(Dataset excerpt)
---+---

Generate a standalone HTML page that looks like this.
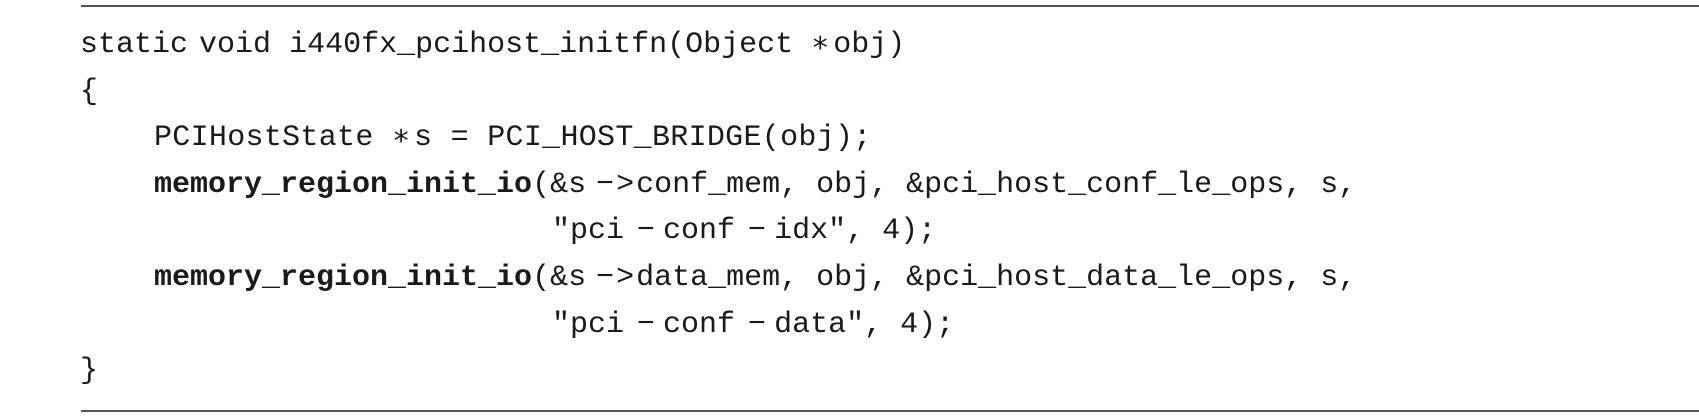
<!DOCTYPE html>
<html><head><meta charset="utf-8"><style>
html,body{margin:0;padding:0;background:#fff;}
body{width:1699px;height:417px;position:relative;overflow:hidden;}
.rule{position:absolute;left:81px;right:0;height:2px;background:#555;}
.l{position:absolute;white-space:pre;font-family:"Liberation Mono",monospace;font-size:30px;letter-spacing:0;color:#1a1a1a;line-height:30px;}
b{font-weight:bold;}
.n{letter-spacing:-7px}
.k{letter-spacing:-5px}
.m{letter-spacing:-8px}
</style></head><body>
<div class="rule" style="top:5px"></div>
<div class="l" style="left:80px;top:30px">static<span class="n"> </span>void i440fx_pcihost_initfn(Object <span class="n">∗ </span>obj)</div>
<div class="l" style="left:80px;top:77px">{</div>
<div class="l" style="left:154px;top:123px;letter-spacing:0.3px">PCIHostState <span class="n">∗ </span>s = PCI_HOST_BRIDGE(obj);</div>
<div class="l" style="left:154px;top:170px"><b>memory_region_init_io</b>(&amp;s<span class="m"> − &gt; </span>conf_mem, obj, &amp;pci_host_conf_le_ops, s,</div>
<div class="l" style="left:552px;top:216px">"pci<span class="k"> − </span>conf<span class="k"> − </span>idx", 4);</div>
<div class="l" style="left:154px;top:263px"><b>memory_region_init_io</b>(&amp;s<span class="m"> − &gt; </span>data_mem, obj, &amp;pci_host_data_le_ops, s,</div>
<div class="l" style="left:552px;top:310px">"pci<span class="k"> − </span>conf<span class="k"> − </span>data", 4);</div>
<div class="l" style="left:80px;top:356px">}</div>
<div class="rule" style="top:410px"></div>
</body></html>
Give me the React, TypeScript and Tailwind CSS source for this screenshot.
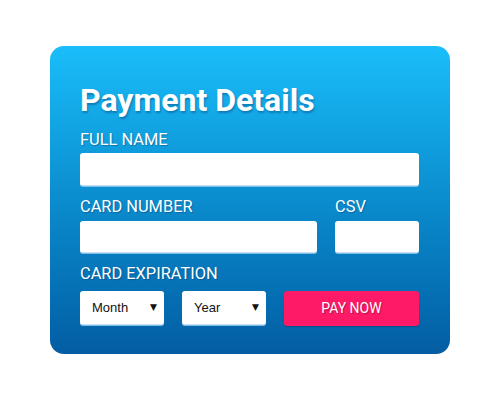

---+---

#### INSTRUCTIONS TO FOLLOW:
From the data above, write out everything exactly except the pictures.

#### RESULT OF THE EXERCISE:
Generate a standalone HTML page that looks like this.
<!DOCTYPE html>
<html><head><meta charset="utf-8"><style>
html,body{margin:0;padding:0;background:#fff;}
body{width:1699px;height:417px;position:relative;overflow:hidden;}
.rule{position:absolute;left:81px;right:0;height:2px;background:#555;}
.l{position:absolute;white-space:pre;font-family:"Liberation Mono",monospace;font-size:30px;letter-spacing:0;color:#1a1a1a;line-height:30px;}
b{font-weight:bold;}
.n{letter-spacing:-7px}
.k{letter-spacing:-5px}
.m{letter-spacing:-8px}
</style></head><body>
<div class="rule" style="top:5px"></div>
<div class="l" style="left:80px;top:30px">static<span class="n"> </span>void i440fx_pcihost_initfn(Object <span class="n">∗ </span>obj)</div>
<div class="l" style="left:80px;top:77px">{</div>
<div class="l" style="left:154px;top:123px;letter-spacing:0.3px">PCIHostState <span class="n">∗ </span>s = PCI_HOST_BRIDGE(obj);</div>
<div class="l" style="left:154px;top:170px"><b>memory_region_init_io</b>(&amp;s<span class="m"> − &gt; </span>conf_mem, obj, &amp;pci_host_conf_le_ops, s,</div>
<div class="l" style="left:552px;top:216px">"pci<span class="k"> − </span>conf<span class="k"> − </span>idx", 4);</div>
<div class="l" style="left:154px;top:263px"><b>memory_region_init_io</b>(&amp;s<span class="m"> − &gt; </span>data_mem, obj, &amp;pci_host_data_le_ops, s,</div>
<div class="l" style="left:552px;top:310px">"pci<span class="k"> − </span>conf<span class="k"> − </span>data", 4);</div>
<div class="l" style="left:80px;top:356px">}</div>
<div class="rule" style="top:410px"></div>
</body></html>
Give me the React, TypeScript and Tailwind CSS source for this screenshot.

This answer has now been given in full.